◆ EXERCISE GOAL
Make an exact copy of all the material below, apart from the pictures.

◆ DATA
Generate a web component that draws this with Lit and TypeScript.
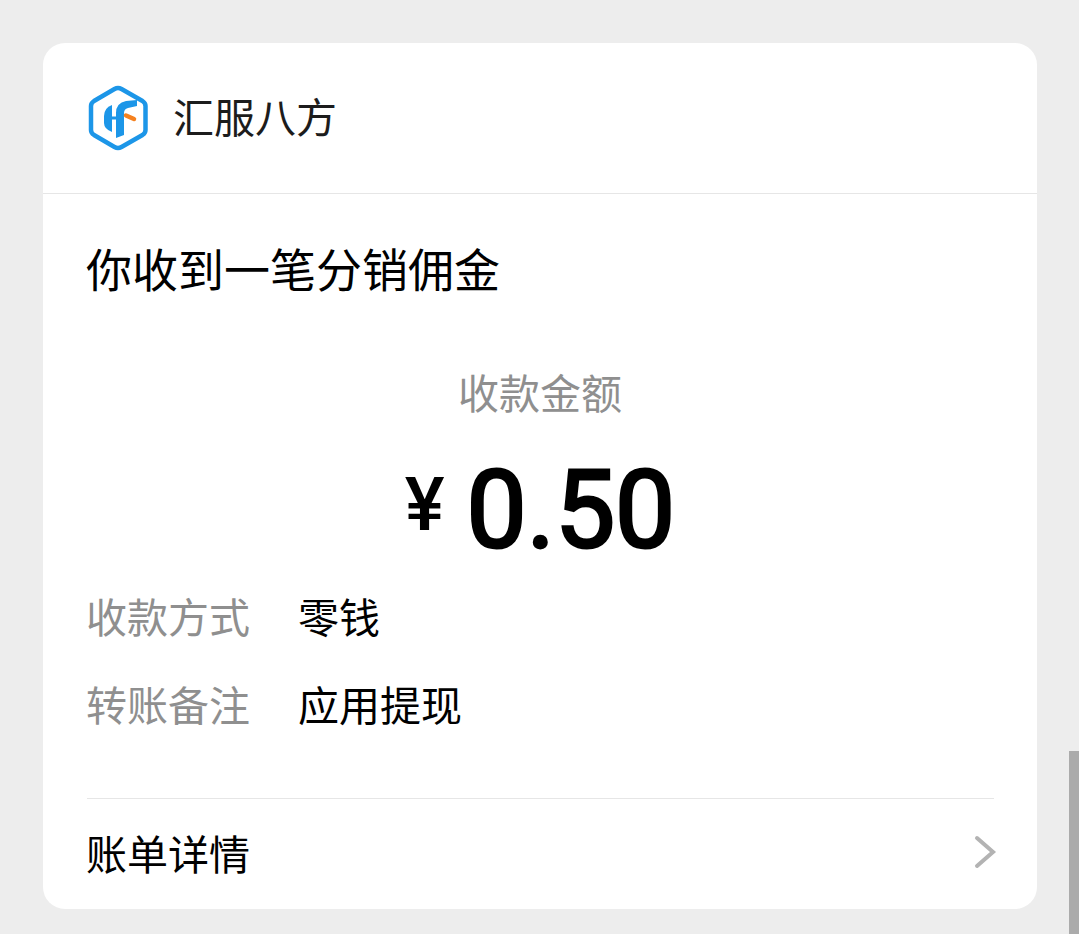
import { LitElement, html, css } from "lit";
import { customElement } from "lit/decorators.js";

@customElement("app-root")
export class AppRoot extends LitElement {
  static styles = css`
    :host {
      display: block;
      position: relative;
      width: 1079px;
      height: 934px;
      overflow: hidden;
      background: #ededed;
      font-family: "Noto Sans CJK SC", "Noto Sans", sans-serif;
      color: #000;
    }
    .page { padding: 43px 42px 25px 43px; }
    .card {
      height: 866px;
      background: #fff;
      border-radius: 22px;
      display: flex;
      flex-direction: column;
      overflow: hidden;
    }
    .head {
      height: 151px;
      flex: none;
      box-sizing: border-box;
      border-bottom: 1px solid #e6e6e6;
      display: flex;
      align-items: center;
      gap: 25px;
      padding: 0 44px 0 45px;
    }
    .logo { width: 60px; height: 66px; flex: none; display: block; }
    .brand { font-size: 41px; line-height: 52px; color: #1c1c1c; margin-top: -7px; }
    .body { flex: 1; padding: 0 43px; display: flex; flex-direction: column; }
    .title { margin-top: 43px; font-size: 46px; line-height: 60px; }
    .label { margin-top: 64px; text-align: center; font-size: 41px; line-height: 60px; color: #8f8f8f; }
    .amount {
      margin-top: 30px;
      display: flex;
      justify-content: center;
      align-items: flex-start;
      height: 120px;
      font-family: Roboto, sans-serif;
      line-height: 120px;
    }
    .yen { font-size: 75px; margin: -7px 22px 0 0; font-weight: 500; }
    .value { font-size: 107px; letter-spacing: 0; font-weight: 400; -webkit-text-stroke: 3px #000; }
    .rows { display: flex; flex-direction: column; gap: 28px; margin-top: 14px; }
    .row { display: flex; font-size: 41px; line-height: 60px; }
    .key { width: 212px; color: #8f8f8f; flex: none; }
    .foot {
      margin: 65px 0 0 1px;
      border-top: 1px solid #e6e6e6;
      display: flex;
      align-items: center;
      justify-content: space-between;
      height: 106px;
      font-size: 41px;
    }
    .foot span { margin-left: -1px; }
    .chev { width: 24px; height: 36px; display: block; margin-right: -3px; }
    .scroll {
      position: absolute;
      left: 1069px;
      top: 751px;
      width: 10px;
      height: 183px;
      background: #ababab;
    }
  `;

  render() {
    return html`
      <div class="page">
        <div class="card">
          <div class="head">
            <svg class="logo" viewBox="0 0 60 66" fill="none">
              <path d="M26.5 4 Q30 2 33.5 4 L54.5 16 Q57.5 18 57.5 21 V45 Q57.5 48 54.5 50 L33.5 62 Q30 64 26.5 62 L6 50 Q3 48 3 45 V21 Q3 18 6 16 Z" stroke="#1c96e8" stroke-width="4.5" stroke-linejoin="round"/>
              <path d="M24 20 Q16 23 16 31 V38 Q16 44 24 47 Z" fill="#1c96e8"/>
              <path d="M24 33 H29" stroke="#1c96e8" stroke-width="3"/>
              <path d="M28 53 L36 50 V28 Q36 24 40 23 L49 21 V15 L38 16 Q28 18 28 28 Z" fill="#1c96e8"/>
              <path d="M38 30.5 L46 34" stroke="#f5811f" stroke-width="4.5" stroke-linecap="round"/>
            </svg>
            <div class="brand">汇服八方</div>
          </div>
          <div class="body">
            <div class="title">你收到一笔分销佣金</div>
            <div class="label">收款金额</div>
            <div class="amount"><span class="yen">¥</span><span class="value">0.50</span></div>
            <div class="rows">
              <div class="row"><span class="key">收款方式</span><span>零钱</span></div>
              <div class="row"><span class="key">转账备注</span><span>应用提现</span></div>
            </div>
            <div class="foot">
              <span>账单详情</span>
              <svg class="chev" viewBox="0 0 24 36" fill="none">
                <path d="M4 4 L20 18 L4 32" stroke="#b3b3b3" stroke-width="4" stroke-linecap="round"/>
              </svg>
            </div>
          </div>
        </div>
      </div>
      <div class="scroll"></div>
    `;
  }
}
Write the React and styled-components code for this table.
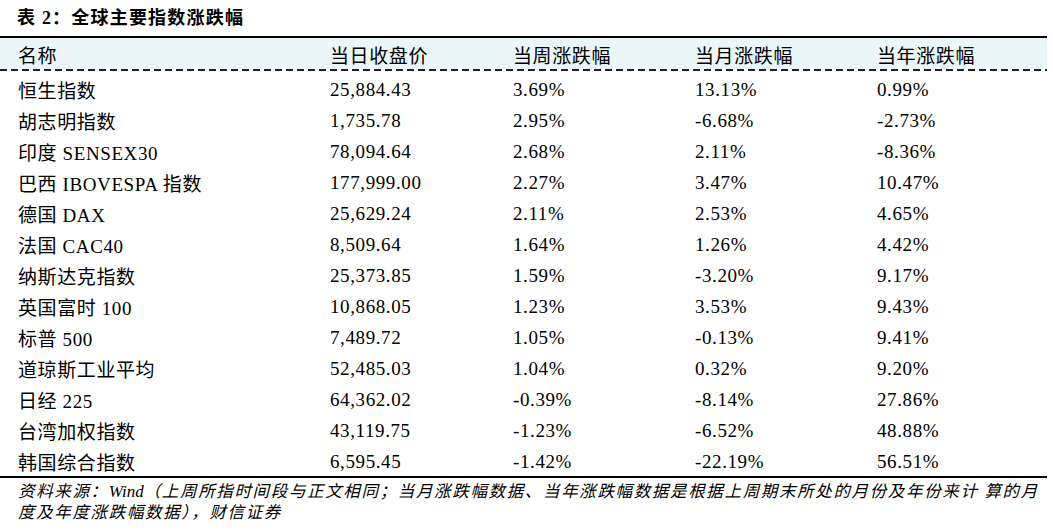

◆ SOLUTION
Generate a web component that draws this with Lit and TypeScript.
import { LitElement, html, css } from "lit";
import { customElement } from "lit/decorators.js";

@customElement("app-root")
export class AppRoot extends LitElement {
  static styles = css`
    :host {
      display: block;
      position: relative;
      width: 1079px;
      height: 934px;
      overflow: hidden;
      background: #ededed;
      font-family: "Noto Sans CJK SC", "Noto Sans", sans-serif;
      color: #000;
    }
    .page { padding: 43px 42px 25px 43px; }
    .card {
      height: 866px;
      background: #fff;
      border-radius: 22px;
      display: flex;
      flex-direction: column;
      overflow: hidden;
    }
    .head {
      height: 151px;
      flex: none;
      box-sizing: border-box;
      border-bottom: 1px solid #e6e6e6;
      display: flex;
      align-items: center;
      gap: 25px;
      padding: 0 44px 0 45px;
    }
    .logo { width: 60px; height: 66px; flex: none; display: block; }
    .brand { font-size: 41px; line-height: 52px; color: #1c1c1c; margin-top: -7px; }
    .body { flex: 1; padding: 0 43px; display: flex; flex-direction: column; }
    .title { margin-top: 43px; font-size: 46px; line-height: 60px; }
    .label { margin-top: 64px; text-align: center; font-size: 41px; line-height: 60px; color: #8f8f8f; }
    .amount {
      margin-top: 30px;
      display: flex;
      justify-content: center;
      align-items: flex-start;
      height: 120px;
      font-family: Roboto, sans-serif;
      line-height: 120px;
    }
    .yen { font-size: 75px; margin: -7px 22px 0 0; font-weight: 500; }
    .value { font-size: 107px; letter-spacing: 0; font-weight: 400; -webkit-text-stroke: 3px #000; }
    .rows { display: flex; flex-direction: column; gap: 28px; margin-top: 14px; }
    .row { display: flex; font-size: 41px; line-height: 60px; }
    .key { width: 212px; color: #8f8f8f; flex: none; }
    .foot {
      margin: 65px 0 0 1px;
      border-top: 1px solid #e6e6e6;
      display: flex;
      align-items: center;
      justify-content: space-between;
      height: 106px;
      font-size: 41px;
    }
    .foot span { margin-left: -1px; }
    .chev { width: 24px; height: 36px; display: block; margin-right: -3px; }
    .scroll {
      position: absolute;
      left: 1069px;
      top: 751px;
      width: 10px;
      height: 183px;
      background: #ababab;
    }
  `;

  render() {
    return html`
      <div class="page">
        <div class="card">
          <div class="head">
            <svg class="logo" viewBox="0 0 60 66" fill="none">
              <path d="M26.5 4 Q30 2 33.5 4 L54.5 16 Q57.5 18 57.5 21 V45 Q57.5 48 54.5 50 L33.5 62 Q30 64 26.5 62 L6 50 Q3 48 3 45 V21 Q3 18 6 16 Z" stroke="#1c96e8" stroke-width="4.5" stroke-linejoin="round"/>
              <path d="M24 20 Q16 23 16 31 V38 Q16 44 24 47 Z" fill="#1c96e8"/>
              <path d="M24 33 H29" stroke="#1c96e8" stroke-width="3"/>
              <path d="M28 53 L36 50 V28 Q36 24 40 23 L49 21 V15 L38 16 Q28 18 28 28 Z" fill="#1c96e8"/>
              <path d="M38 30.5 L46 34" stroke="#f5811f" stroke-width="4.5" stroke-linecap="round"/>
            </svg>
            <div class="brand">汇服八方</div>
          </div>
          <div class="body">
            <div class="title">你收到一笔分销佣金</div>
            <div class="label">收款金额</div>
            <div class="amount"><span class="yen">¥</span><span class="value">0.50</span></div>
            <div class="rows">
              <div class="row"><span class="key">收款方式</span><span>零钱</span></div>
              <div class="row"><span class="key">转账备注</span><span>应用提现</span></div>
            </div>
            <div class="foot">
              <span>账单详情</span>
              <svg class="chev" viewBox="0 0 24 36" fill="none">
                <path d="M4 4 L20 18 L4 32" stroke="#b3b3b3" stroke-width="4" stroke-linecap="round"/>
              </svg>
            </div>
          </div>
        </div>
      </div>
      <div class="scroll"></div>
    `;
  }
}
Write the React and styled-components code for this table.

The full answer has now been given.